Flow Engineering also surfaces AI-assisted analysis on top of that graph model: identifying incomplete traces, flagging ambiguous requirement language, and surfacing coverage gaps. For a small team that doesn’t have a dedicated systems engineer reviewing requirements full-time, that kind of passive quality checking catches real problems.
Decision Framework
Answer these five questions. If any answer is “yes” or “soon,” you’ve crossed a threshold.
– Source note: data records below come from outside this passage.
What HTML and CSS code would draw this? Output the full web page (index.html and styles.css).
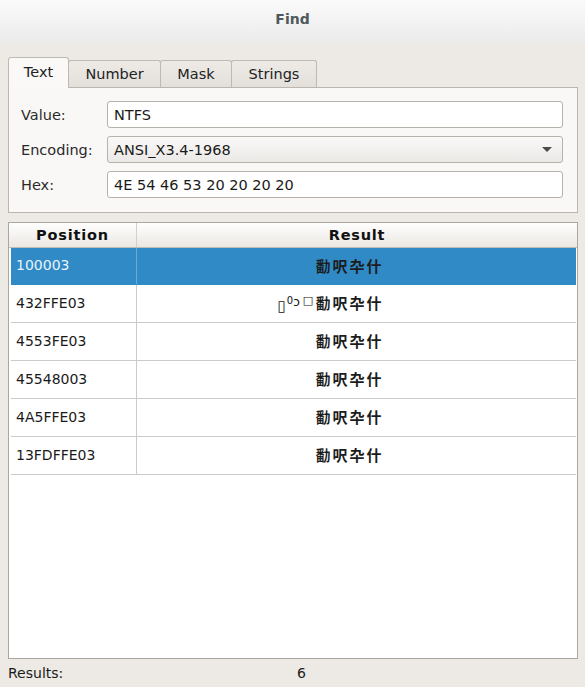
FILE: index.html
```html
<!DOCTYPE html>
<html>
<head>
<meta charset="utf-8">
<link rel="stylesheet" href="styles.css">
</head>
<body>
<div class="titlebar">Find</div>
<div class="content">
  <div class="tabs">
    <div class="tab active">Text</div>
    <div class="tab tab-number">Number</div>
    <div class="tab tab-mask">Mask</div>
    <div class="tab tab-strings">Strings</div>
  </div>
  <div class="panel">
    <div class="form">
      <label class="lbl">Value:</label>
      <div class="field">NTFS</div>
      <label class="lbl">Encoding:</label>
      <div class="field combo"><span>ANSI_X3.4-1968</span><span class="arrow"></span></div>
      <label class="lbl">Hex:</label>
      <div class="field">4E 54 46 53 20 20 20 20</div>
    </div>
  </div>
  <div class="table">
    <div class="thead">
      <div class="th col-pos">Position</div>
      <div class="th col-res">Result</div>
    </div>
    <div class="tbody">
      <div class="row selected"><div class="td col-pos">100003</div><div class="td col-res"><span class="cjk">勫呎卆什</span></div></div>
      <div class="row"><div class="td col-pos">432FFE03</div><div class="td col-res"><span class="pre"><span class="box">▯</span><span class="sup">0</span><span class="odd">ↄ</span><span class="sq">□</span></span><span class="cjk">勫呎卆什</span></div></div>
      <div class="row"><div class="td col-pos">4553FE03</div><div class="td col-res"><span class="cjk">勫呎卆什</span></div></div>
      <div class="row"><div class="td col-pos">45548003</div><div class="td col-res"><span class="cjk">勫呎卆什</span></div></div>
      <div class="row"><div class="td col-pos">4A5FFE03</div><div class="td col-res"><span class="cjk">勫呎卆什</span></div></div>
      <div class="row"><div class="td col-pos">13FDFFE03</div><div class="td col-res"><span class="cjk">勫呎卆什</span></div></div>
    </div>
  </div>
  <div class="status">
    <span class="status-label">Results:</span>
    <span class="status-value">6</span>
  </div>
</div>
</body>
</html>
```
FILE: styles.css
```css
* { box-sizing: border-box; }
html, body {
  margin: 0;
  padding: 0;
  width: 585px;
  height: 687px;
  overflow: hidden;
  background: #edeae5;
  font-family: "DejaVu Sans", "Noto Sans CJK SC", sans-serif;
  font-size: 14.5px;
  color: #1a1a1a;
}
.titlebar {
  height: 44px;
  background: linear-gradient(#fafafa, #ebebeb);
  display: flex;
  align-items: center;
  justify-content: center;
  font-weight: bold;
  font-size: 14px;
  color: #4f585c;
  padding-bottom: 6px;
}
.content {
  padding: 0 8px 0 8px;
  display: flex;
  flex-direction: column;
}
.tabs {
  display: flex;
  align-items: flex-end;
  margin-top: 13px;
  height: 30px;
  position: relative;
  z-index: 1;
}
.tab {
  height: 27px;
  border: 1px solid #bdb9b3;
  border-bottom: none;
  border-radius: 3px 3px 0 0;
  background: linear-gradient(#eeebe7, #e3e0dc);
  display: flex;
  align-items: center;
  justify-content: center;
  color: #222;
  margin-left: -1px;
}
.tab.active {
  height: 31px;
  margin-left: 0;
  margin-bottom: -1px;
  background: #fbf9f7;
  width: 61px;
  padding-bottom: 3px;
}
.tab-number { width: 93px; }
.tab-mask { width: 72px; }
.tab-strings { width: 86px; }
.panel {
  width: 570px;
  height: 126px;
  background: #faf8f6;
  border: 1px solid #b9b5af;
  padding: 13px 14px 0 12px;
}
.form {
  display: grid;
  grid-template-columns: 86px 1fr;
  grid-auto-rows: 27px;
  row-gap: 8px;
  align-items: center;
}
.form .lbl { color: #2a2a2a; }
.field {
  height: 27px;
  border: 1px solid #b6b2ac;
  border-radius: 3px;
  background: #ffffff;
  display: flex;
  align-items: center;
  padding-left: 6px;
  color: #1a1a1a;
}
.combo {
  background: linear-gradient(#faf9f8, #ebe9e6);
  justify-content: space-between;
  padding-right: 10px;
}
.arrow {
  width: 0;
  height: 0;
  border-left: 5px solid transparent;
  border-right: 5px solid transparent;
  border-top: 5px solid #4a4a4a;
}
.table {
  margin-top: 9px;
  width: 570px;
  height: 437px;
  border: 1px solid #aaa6a0;
  background: #ffffff;
  display: flex;
  flex-direction: column;
}
.thead {
  display: flex;
  height: 25px;
  background: linear-gradient(#fefefe, #ebe8e3);
  border-bottom: 1px solid #bfbbb5;
}
.th {
  display: flex;
  align-items: center;
  justify-content: center;
  font-weight: bold;
  font-size: 14.5px;
  letter-spacing: 0.8px;
  color: #111;
}
.thead .col-pos { width: 128px; border-right: 1px solid #d3cfca; }
.thead .col-res { flex: 1; }
.tbody {
  padding: 0 1px 0 2px;
  display: flex;
  flex-direction: column;
}
.row {
  display: flex;
  height: 38px;
  border-bottom: 1px solid #cbcbcb;
}
.row:first-child { height: 37px; }
.row .col-pos {
  width: 126px;
  border-right: 1px solid #cbcbcb;
  padding-left: 5px;
  padding-bottom: 2px;
  display: flex;
  align-items: center;
  font-size: 14px;
  color: #1a1a1a;
}
.row .col-res {
  flex: 1;
  display: flex;
  align-items: center;
  justify-content: center;
  padding-right: 14px;
  padding-bottom: 2px;
  color: #111;
}
.row.selected { background: #2f8ac6; border-bottom-color: #2f8ac6; }
.row.selected .col-pos { color: #eaf3fa; border-right-color: #6aaad6; }
.cjk {
  font-family: "Noto Sans CJK SC", sans-serif;
  font-size: 15px;
  font-weight: bold;
  letter-spacing: 2px;
  color: #1c1c1c;
}
.pre {
  flex: none;
  display: flex;
  align-items: center;
  width: 38px;
  margin-left: -38px;
  overflow: hidden;
}
.box { font-size: 15px; margin-top: 6px; }
.sup { font-size: 10px; margin-top: -4px; margin-left: 1px; }
.odd { font-size: 12px; margin-top: -2px; }
.sq { font-size: 11px; margin: -4px 0 0 3px; }
.status {
  display: flex;
  align-items: center;
  height: 28px;
  font-size: 14px;
  color: #1a1a1a;
}
.status-label { width: 289px; }
```
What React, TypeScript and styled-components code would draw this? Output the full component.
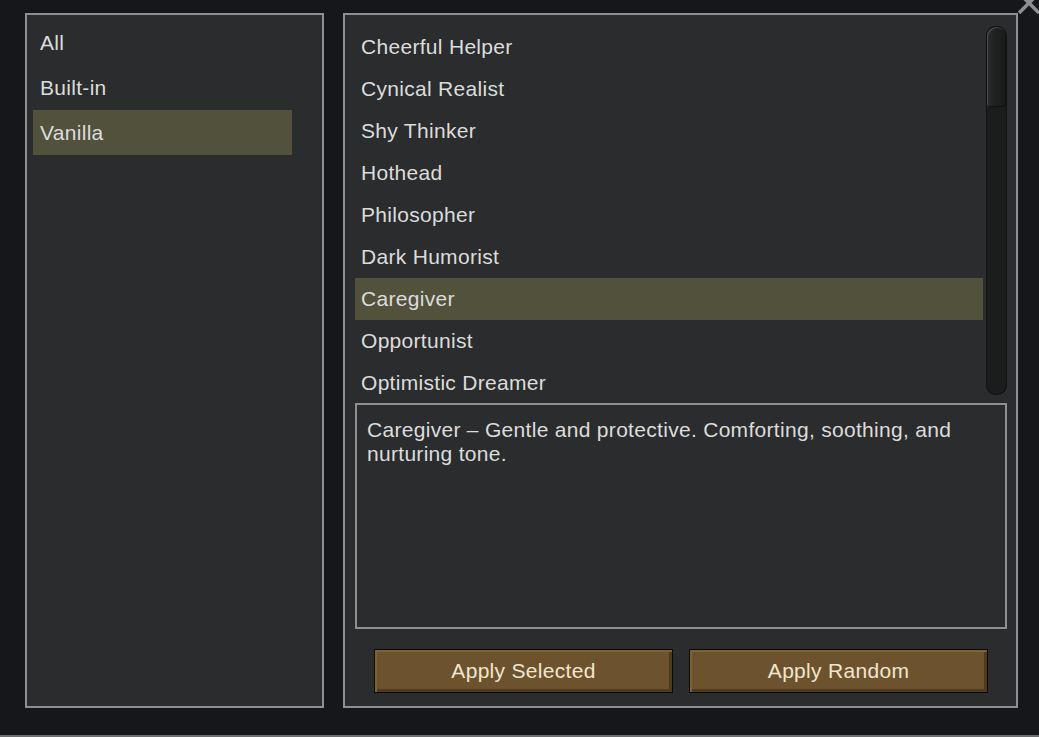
import { createGlobalStyle, styled } from "styled-components";

const GlobalStyle = createGlobalStyle`
  html, body {
    margin: 0;
    padding: 0;
    background: #15171b;
  }
  body {
    font-family: "Liberation Sans", Arial, sans-serif;
    letter-spacing: 0.3px;
    color: #dcdcdc;
  }
`;

const Window = styled.div`
  position: relative;
  width: 1039px;
  height: 737px;
  box-sizing: border-box;
  border-bottom: 2px solid #6c6e70;
  background: #15171b;
  overflow: hidden;
  display: flex;
  gap: 19px;
  padding: 13px 0 0 25px;
`;

const Panel = styled.div<{ $width: number }>`
  width: ${({ $width }) => $width}px;
  height: 695px;
  box-sizing: border-box;
  background: #2a2c2d;
  border: 2px solid #8d8f90;
  display: flex;
  flex-direction: column;
`;

const CategoryList = styled.div`
  display: flex;
  flex-direction: column;
  padding: 5px 0 0 6px;
`;

const CategoryItem = styled.div<{ $active?: boolean }>`
  width: 259px;
  height: 45px;
  box-sizing: border-box;
  padding-left: 7px;
  display: flex;
  align-items: center;
  font-size: 21px;
  background: ${({ $active }) => ($active ? "#52513b" : "transparent")};
`;

const RightBody = styled.div`
  flex: 1;
  display: flex;
  flex-direction: column;
  padding: 11px 9px 13px 10px;
`;

const ListArea = styled.div`
  display: flex;
  gap: 3px;
  height: 369px;
`;

const PresetList = styled.div`
  flex: 1;
  display: flex;
  flex-direction: column;
`;

const PresetItem = styled.div<{ $active?: boolean }>`
  height: 42px;
  flex-shrink: 0;
  box-sizing: border-box;
  padding-left: 6px;
  display: flex;
  align-items: center;
  font-size: 21px;
  background: ${({ $active }) => ($active ? "#52513b" : "transparent")};
`;

const ScrollTrack = styled.div`
  width: 21px;
  border-radius: 10px;
  background: #1b1d1d;
  box-shadow: inset 0 0 0 1px #111212;
  padding: 1px;
  box-sizing: border-box;
`;

const ScrollThumb = styled.div`
  height: 80px;
  border-radius: 10px 10px 4px 4px;
  background: linear-gradient(90deg, #2c2e2e 0%, #1f2121 40%, #1a1b1b 100%);
  box-shadow: inset 1px 1px 0 #4a4c4c, inset -1px -1px 0 #101111;
`;

const Description = styled.div`
  margin-top: 8px;
  height: 226px;
  box-sizing: border-box;
  border: 2px solid #8d8f90;
  padding: 13px 10px;
  font-size: 21px;
  line-height: 24px;
`;

const ButtonRow = styled.div`
  margin-top: 20px;
  display: flex;
  justify-content: center;
  gap: 16px;
`;

const ActionButton = styled.button`
  width: 299px;
  height: 44px;
  box-sizing: border-box;
  border: 1px solid #0c0a06;
  background: #6c532e;
  box-shadow: inset 2px 2px 0 #7d6238, inset -3px -3px 0 #4e3b1f;
  color: #f0e6cf;
  font-family: "Liberation Sans", Arial, sans-serif;
  letter-spacing: 0.3px;
  font-size: 21px;
  padding: 0;
  cursor: pointer;
`;

const CloseIcon = styled.svg`
  position: absolute;
  left: 1016px;
  top: -10px;
`;

const categories = ["All", "Built-in", "Vanilla"];

const presets = [
  "Cheerful Helper",
  "Cynical Realist",
  "Shy Thinker",
  "Hothead",
  "Philosopher",
  "Dark Humorist",
  "Caregiver",
  "Opportunist",
  "Optimistic Dreamer",
];

export default function App() {
  return (
    <>
      <GlobalStyle />
      <Window>
        <Panel $width={299}>
          <CategoryList>
            {categories.map((c) => (
              <CategoryItem key={c} $active={c === "Vanilla"}>
                {c}
              </CategoryItem>
            ))}
          </CategoryList>
        </Panel>
        <Panel $width={675}>
          <RightBody>
            <ListArea>
              <PresetList>
                {presets.map((p) => (
                  <PresetItem key={p} $active={p === "Caregiver"}>
                    {p}
                  </PresetItem>
                ))}
              </PresetList>
              <ScrollTrack>
                <ScrollThumb />
              </ScrollTrack>
            </ListArea>
            <Description>
              Caregiver – Gentle and protective. Comforting, soothing, and
              nurturing tone.
            </Description>
            <ButtonRow>
              <ActionButton type="button">Apply Selected</ActionButton>
              <ActionButton type="button">Apply Random</ActionButton>
            </ButtonRow>
          </RightBody>
        </Panel>
        <CloseIcon width="26" height="26" viewBox="0 0 26 26">
          <path
            d="M3 3 L23 23 M23 3 L3 23"
            stroke="#8d8f90"
            strokeWidth="3.5"
            fill="none"
          />
        </CloseIcon>
      </Window>
    </>
  );
}
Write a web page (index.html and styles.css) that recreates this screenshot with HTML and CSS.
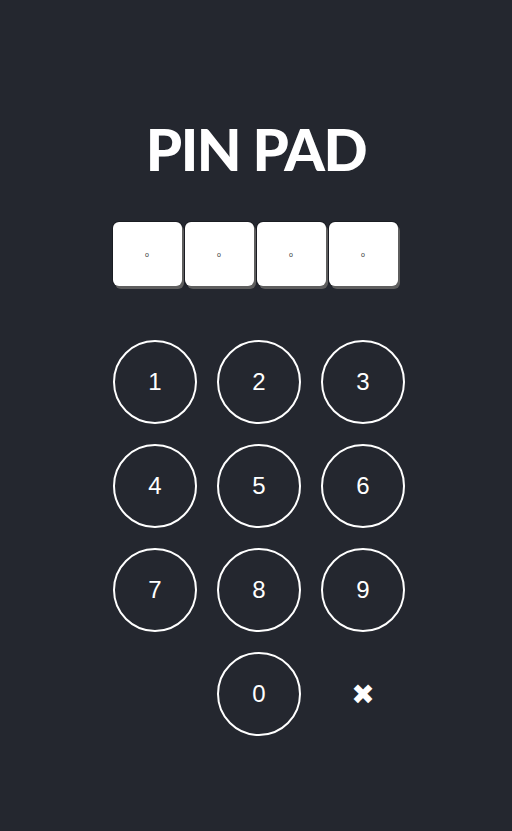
FILE: index.html
```html
<!DOCTYPE html>
<html>
<head>
<meta charset="utf-8">
<link rel="stylesheet" href="styles.css">
</head>
<body>
<main class="app">
  <h1 class="title">PIN PAD</h1>
  <div class="pins">
    <input class="pin" type="text" placeholder="o">
    <input class="pin" type="text" placeholder="o">
    <input class="pin" type="text" placeholder="o">
    <input class="pin" type="text" placeholder="o">
  </div>
  <div class="pad">
    <button class="key">1</button>
    <button class="key">2</button>
    <button class="key">3</button>
    <button class="key">4</button>
    <button class="key">5</button>
    <button class="key">6</button>
    <button class="key">7</button>
    <button class="key">8</button>
    <button class="key">9</button>
    <span class="empty"></span>
    <button class="key">0</button>
    <button class="key del">✖</button>
  </div>
</main>
</body>
</html>
```

FILE: styles.css
```css
html, body {
  margin: 0;
  padding: 0;
  background: #24272f;
  height: 100%;
}
.app {
  display: flex;
  flex-direction: column;
  align-items: center;
  padding-top: 117px;
}
.title {
  margin: 0;
  font-family: Lato, "Liberation Sans", sans-serif;
  font-weight: 900;
  font-size: 58px;
  line-height: 64px;
  color: #ffffff;
  letter-spacing: -1.5px;
}
.pins {
  display: flex;
  gap: 3px;
  margin-top: 41px;
  margin-left: -2px;
}
.pin {
  box-sizing: border-box;
  width: 69px;
  height: 64px;
  border: none;
  border-radius: 6px;
  background: #ffffff;
  box-shadow: 2px 3px 0 #5e5e5e, 0 0 0 1px #1a1c22;
  text-align: center;
  font-family: "Liberation Sans", sans-serif;
  font-size: 7px;
  padding: 0;
  outline: none;
}
.pin::placeholder {
  color: #333;
  opacity: 1;
}
.pad {
  display: grid;
  grid-template-columns: repeat(3, 84px);
  grid-auto-rows: 84px;
  gap: 20px;
  margin-top: 54px;
  margin-left: 6px;
}
.key {
  box-sizing: border-box;
  width: 84px;
  height: 84px;
  border-radius: 50%;
  border: 2px solid #ffffff;
  background: transparent;
  color: #ffffff;
  font-family: "Liberation Sans", Arial, sans-serif;
  font-size: 24px;
  padding: 0;
  display: flex;
  align-items: center;
  justify-content: center;
}
.key.del {
  border: none;
  font-family: "DejaVu Sans", sans-serif;
  font-size: 28px;
}
```
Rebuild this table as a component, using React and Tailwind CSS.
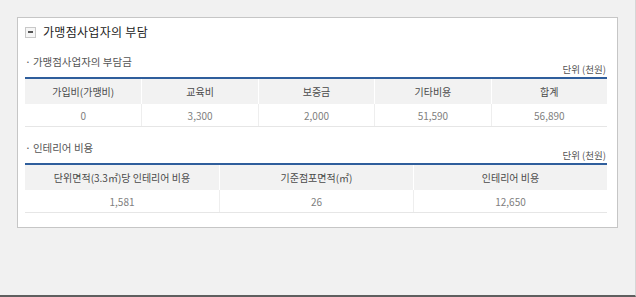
import React from 'react';

const burden = {
  heads: ['가입비(가맹비)', '교육비', '보증금', '기타비용', '합계'],
  values: ['0', '3,300', '2,000', '51,590', '56,890'],
};

const interior = {
  heads: ['단위면적(3.3㎡)당 인테리어 비용', '기준점포면적(㎡)', '인테리어 비용'],
  values: ['1,581', '26', '12,650'],
};

function SectionHead({ title }) {
  return (
    <div className="flex h-[20px] items-end justify-between">
      <p className="mb-[8px] text-[10.5px] leading-[14px] text-[#555]">
        <span className="mr-[2px]">·</span>
        {title}
      </p>
      <p className="pb-[2px] pr-[1px] text-[9.5px] leading-[12px] text-[#555]">단위 (천원)</p>
    </div>
  );
}

function CostTable({ heads, values }) {
  const cols = heads.length === 5 ? 'grid-cols-5' : 'grid-cols-3';
  return (
    <div className="border-t-2 border-[#2f5e9c]">
      <div className={`grid ${cols} h-[25px] bg-[#f2f2f2]`}>
        {heads.map((h, i) => (
          <div
            key={h}
            className={`flex items-center justify-center text-[10px] text-[#4a4a4a] ${i > 0 ? 'border-l border-white' : ''}`}
          >
            {h}
          </div>
        ))}
      </div>
      <div className={`grid ${cols} h-[23px] border-b border-[#e6e6e6] bg-white`}>
        {values.map((v, i) => (
          <div
            key={i}
            className={`flex items-center justify-center text-[10px] text-[#808080] ${i > 0 ? 'border-l border-[#eeeeee]' : ''}`}
          >
            {v}
          </div>
        ))}
      </div>
    </div>
  );
}

export default function App() {
  return (
    <div
      className="h-[297px] w-[636px] border-r border-b-2 border-r-[#d6d6d6] border-b-[#5f5f5f] bg-[#f1f1f1] pl-[17px] pt-[17px]"
      style={{ fontFamily: '"Noto Sans CJK KR", "Noto Sans", sans-serif' }}
    >
      <div className="h-[211px] w-[601px] border border-[#c6c6c6] bg-white pl-[7px] pr-[10px] pt-[7px]">
        <div className="flex h-[14px] items-center gap-[7px]">
          <span className="flex h-[11px] w-[11px] items-center justify-center border border-[#c8c8c8] bg-[#f6f6f6]">
            <span className="h-[2px] w-[5px] bg-[#555]" />
          </span>
          <h2 className="text-[12px] leading-[14px] tracking-[0.3px] text-[#222]">가맹점사업자의 부담</h2>
        </div>

        <div className="mt-[18px]">
          <SectionHead title="가맹점사업자의 부담금" />
          <CostTable {...burden} />
        </div>

        <div className="mt-[16px]">
          <SectionHead title="인테리어 비용" />
          <CostTable {...interior} />
        </div>
      </div>
    </div>
  );
}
| Question | Threshold | Action |
|---|---|---|
| Do you have 10+ engineers working in parallel disciplines? | Team size | Move to structured tooling now |
| Do you have a customer with formal acceptance criteria? | External contract | Establish traceable baseline before first review |
| Are you within 12 months of a regulatory submission? | Regulatory | Start building traceability chain immediately |
| Do you have more than 100 distinct requirement statements? | Volume | Evaluate whether your current artifact can scale |
| Do you have engineers in different locations? | Distribution | Ensure the artifact is self-sufficient before they start |
If none of these apply: A well-maintained spreadsheet with stable IDs and a consistent verification column is probably enough. Document the schema so it’s reproducible.
If one applies: Start evaluating tools. Get a trial set up with your real requirements, not synthetic data.
If two or more apply: You’re already behind. Prioritize this over the next sprint cycle.
The honest summary
Requirements management tooling isn’t a sign that your startup has arrived or that you’re taking engineering seriously. It’s a risk management decision, timed to when informal coordination can no longer carry the load.
The five thresholds — team size, first external customer, regulatory submission, requirements volume, distributed team — are the practical signals. Each one increases the cost of a requirement being wrong, misunderstood, untraceable, or changed without visibility. Past any of these thresholds, the cost of a requirement failure exceeds the cost of the tooling that would have prevented it.
Start structured when it’s cheap. Retrofitting traceability when it’s expensive is the most avoidable form of engineering rework there is.